Luke wishes the day would never end and that he could do all he wanted with his final day of summer. Immediately afterward, and moments before their band is scheduled to perform onstage at the carnival, he is knocked unconscious by a large wooden board while returning a Frisbee. He awakens in the same tent he woke up in that morning, realizing his wish has sent him back in time. He repeats the day, trying to impress Alice, teach kindness to Meat, and impress Snake, but he is unsuccessful. He tries to avoid the board this time, but it still knocks him out. He is sent back to that morning over and over again moments before Steel Monkey's performance every single day, always getting knocked unconscious by some different, unforeseeable method, such as a football, a skateboard, and even a falling meteor. Every time, he never survives to the talent show.

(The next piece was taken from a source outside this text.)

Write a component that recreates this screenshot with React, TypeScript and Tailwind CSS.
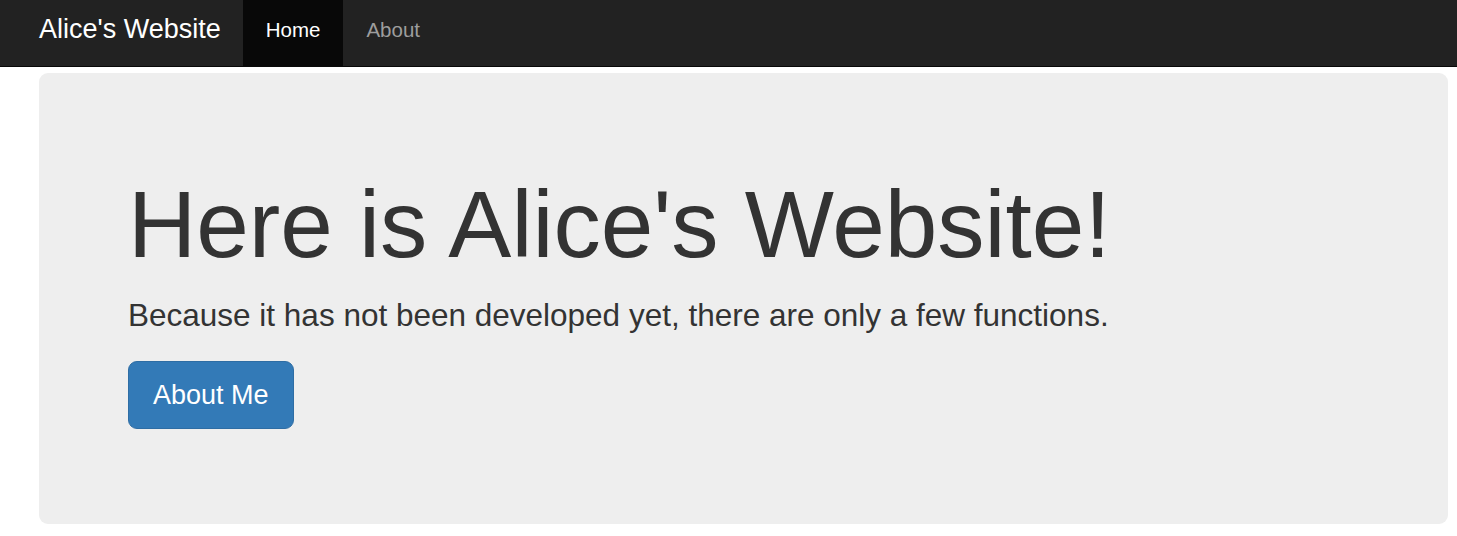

Luke begins to grow weary of the carnival as the same repeated day grows into weeks, and he starts to spend more time at the skate park, trying to impress Snake and his gang again and again to join their skate group known as "The Pound". Each time, Luke competes against a teenager named Gus who is also trying out for The Pound; Luke consistently embarrasses himself by screwing up the challenge, since the level of skateboarding is far beyond him; in the end, he always ends up returning to the carnival with A.J. and Riley, during which he encounters the bully Meat again and again, always trying different methods of dealing with him. He tries to relate to Meat's home life, but realizes he's making incorrect assumptions which lead Meat and his buddies to chase him down. Other days, Luke simply avoids Meat; once, he even gets revenge on Meat by tying an industrial cord to a porta potty Meat's using, and the other end to a departing truck.

Worrying more about Diana's warning, fearing he may be left behind soon, Luke focuses less on his friends and more on the skate park, where the "cool" people are. He begins to ditch A.J. and Riley every morning, and they always find him later at the park.

After the repeated day has accumulated over several months, Luke finally has developed enough skill that he beats Gus at the Pound tryout, and his friends are shocked when he abandons them to eagerly join the impressed members of the skate group. Diana steps in and tells Snake Luke is too young to join their group, but Snake insists that Luke can never be too young for the three N's: "hangN, rideN, and partyN". Luke, surprised that The Pound is nothing like his real friends and realizing maybe he isn't cut out for the group, returns to the carnival to find them. A.J. and Riley are angry with him for his lies, and blow him off.

The next morning, Luke is gone when A.J. and Riley wake up in the tent. He is sitting on a park bench crying, when Diana shows up and comforts him. Luke swears he's been repeating the same day, and he manages convince a skeptical Diana by taking her to the carnival and pointing out numerous random events before they occur. Diana sympathizes with his situation, telling him she didn't mean to scare him with her warning about friends, but was only teasing him. She tells him that maybe the reason he's stuck is because he needs to change his day for the better; when his crush Alice walks by and says hi to him, Diana smiles at Luke, suggesting he begin there. She encourages him to be ready for the approaching school year and be more confident.

Luke confronts Meat again, this time warning him against bullying, and claiming he'll tell the whole middle school Meat's real name is Melvin if he doesn't start being nicer to people. Confused, Meat agrees, and leaves. He makes a positive effort to communicate with Mr. Molesky, a teacher for the upcoming year whom Luke has previously not done a good job making an impression with over the repeated cycle. He manages to admit his feelings to Alice, and she tells him she's glad they're going to be in class that year.

When Luke and his friends are waiting backstage before the concert, Luke retrieves the Frisbee that resets the cycle. However, nothing happens to him. Luke is taken back by it and after talking to Maxine (who remembers the advice he gave her and implied to be a part of the loop) decides to perform. He makes it to the talent show, and though their introduction is shaky, Diana encourages Luke on; Snake joins in, and soon the crowd is cheering them on. The boys eagerly begin their song, "The Last Day of Summer". Steel Monkey's performance is received warmly. However, right after they finish, Luke is knocked out again, this time by a chipmunk that falls from the top of the stage.

Luke wakes up on the first day of school, but discovers he has to stay home due to his head injury. A.J. and Riley visit Luke after school starts, and Luke looks ahead to middle school the next day.

==Soundtrack==
- Bowling for Soup – "Greatest Day"
- Cartel – "Say Anything (Else)"
- Holly Lindin – "Summer Sunshine Mix"
- Jive Jones – "Me, Myself and I"
- Erik Hawkins – "Rock Da Beat"
- Steel Monkeys – "The End of Summer"

==DVD==
The film was released on DVD August 28, 2007, by Sony Pictures Home Entertainment along with Shredderman Rules.

==Reception==
The film received mixed reviews, gaining a 68% on Rotten Tomatoes.